В это тяжелое время однажды утром в ранний весенний день, пришла ко мне группа рабочих из Мариинскаго театра. Делегация. Во главе делегации был инженер Э., который управлял театром. Дела б. Мариинскаго театра шли плохо. За недостатком средств у правительства, театр был предоставлен самому себе. Сборов не было. Публику мало интересовали запасные прапорщики искусства. И вот, решено было снова обратиться к «генералу» Шаляпину… Речь рабочих и их сердечное желание, чтобы я опять вместе с ними работал, возбудили во мне дружеския чувства, и я решил вернуться в труппу, из которой меня недавно столь откровенно прогнали… Рабочие оценили мое решение, и когда я в первый раз пришел за-кулисы родного театра, меня ждал чрезвычайный сюрприз. Рабочие выпилили тот кусок сцены — около метра в окружности — на котором я, дебютируя на этой сцене в 1895 году, в первый раз, в качестве Мефистофеля, поднялся из преисподней в кабинет Фауста. И этот кусок сцены мне поднесли в подарок! Более трогательнаго подарка для меня не могло быть в целом, вероятно, свете. Сколько волнений, какия биения сердца испытал я на этом куске дерева, представая перед Фаустом и перед публикой со словами: «И я здесь!..» Где теперь этот подарок? Не знаю. Вместе со всем моим прошлым я оставил его в России, в петербургской моей квартире, которую я покинул в 1922 году и в которую не вернулся.

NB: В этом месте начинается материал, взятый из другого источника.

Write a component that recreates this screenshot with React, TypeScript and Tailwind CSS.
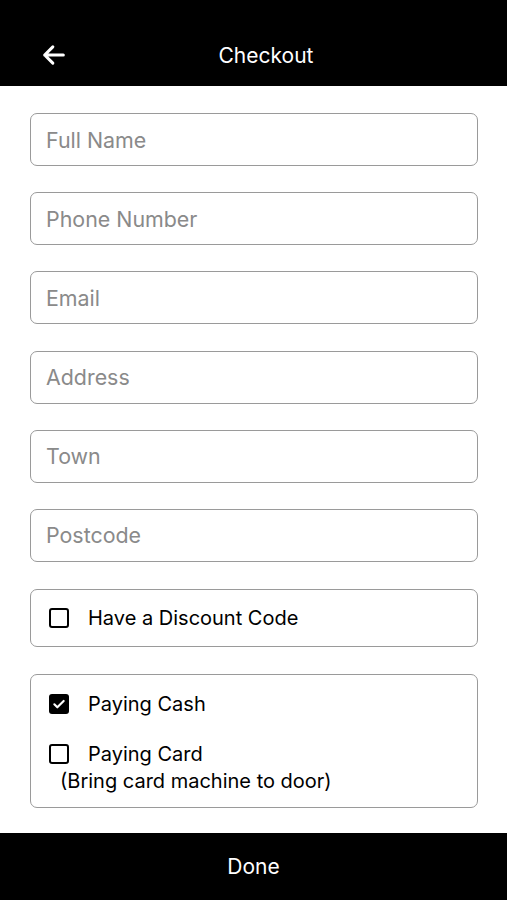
import { useState } from 'react'

const FIELDS = ['Full Name', 'Phone Number', 'Email', 'Address', 'Town', 'Postcode']

function Box({ checked }: { checked: boolean }) {
  return checked ? (
    <span className="flex h-[20px] w-[20px] items-center justify-center rounded-[3px] bg-black">
      <svg viewBox="0 0 24 24" className="h-[16px] w-[16px]" fill="none" stroke="white" strokeWidth="3.2" strokeLinecap="round" strokeLinejoin="round">
        <path d="M5 12.5l4.5 4.5L19 7.5" />
      </svg>
    </span>
  ) : (
    <span className="block h-[20px] w-[20px] rounded-[3px] border-2 border-black" />
  )
}

export default function App() {
  const [discount, setDiscount] = useState(false)
  const [cash, setCash] = useState(true)

  return (
    <div className="flex h-[900px] flex-col bg-white text-[20px] text-black" style={{ fontFamily: 'Inter, "Liberation Sans", sans-serif' }}>
      {/* Header */}
      <div className="relative flex h-[86px] shrink-0 items-end justify-center bg-black pb-[17px] pl-[25px] text-white">
        <button className="absolute left-[40px] bottom-[17px]">
          <svg viewBox="0 0 24 24" className="h-[28px] w-[28px]" fill="none" stroke="white" strokeWidth="2.6" strokeLinecap="round" strokeLinejoin="round">
            <path d="M20 12H4M11 5l-7 7 7 7" />
          </svg>
        </button>
        <span className="text-[21px] leading-[26px]">Checkout</span>
      </div>

      <div className="flex flex-1 flex-col gap-[26.2px] pl-[30px] pr-[29px] pt-[27px]">
        {FIELDS.map((f) => (
          <input
            key={f}
            placeholder={f}
            className="h-[53px] w-full rounded-[7px] border border-[#9a9a9a] px-[15px] text-[21.4px] outline-none placeholder:text-[#8a8a8a]"
          />
        ))}

        <button
          onClick={() => setDiscount(!discount)}
          className="mt-[1px] flex h-[58px] items-center gap-[19px] rounded-[7px] border border-[#9a9a9a] px-[18px] text-left"
        >
          <Box checked={discount} />
          <span>Have a Discount Code</span>
        </button>

        <div className="mt-[1px] flex h-[134px] flex-col rounded-[7px] border border-[#9a9a9a] px-[18px] pt-[16px]">
          <button onClick={() => setCash(true)} className="flex items-center gap-[19px] text-left">
            <Box checked={cash} />
            <span className="leading-[26px]">Paying Cash</span>
          </button>
          <button onClick={() => setCash(false)} className="mt-[24px] flex items-center gap-[19px] text-left">
            <Box checked={!cash} />
            <span className="leading-[26px]">Paying Card</span>
          </button>
          <span className="ml-[11px] leading-[28px]">(Bring card machine to door)</span>
        </div>
      </div>

      <button className="flex h-[67px] shrink-0 items-center justify-center bg-black text-[21px] text-white">Done</button>
    </div>
  )
}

Но эти сентиментальныя минутныя переживания не облегчали жизни. Жизнь была тяжела и с каждым днем становилась тяжелее. В России то здесь, то там вспыхивала гражданская война. От этого продовольствие в столицах делалось скудным, понижаясь до крайняго мииимума. Была очень трудна и работа в театре. Так как были еще в России кое какие города на юге, где хлеба было больше, то многие артисты, естественно, устремились туда, где можно не голодать. Другим как-то удалось вырваться заграницу. Так что одно время я остался почти без труппы. А играть надо. Кое-как с уцелевшими остатками когда то огромной труппы мы разыгрывали то ту, то иную оперу… Удовлетворения это не давало.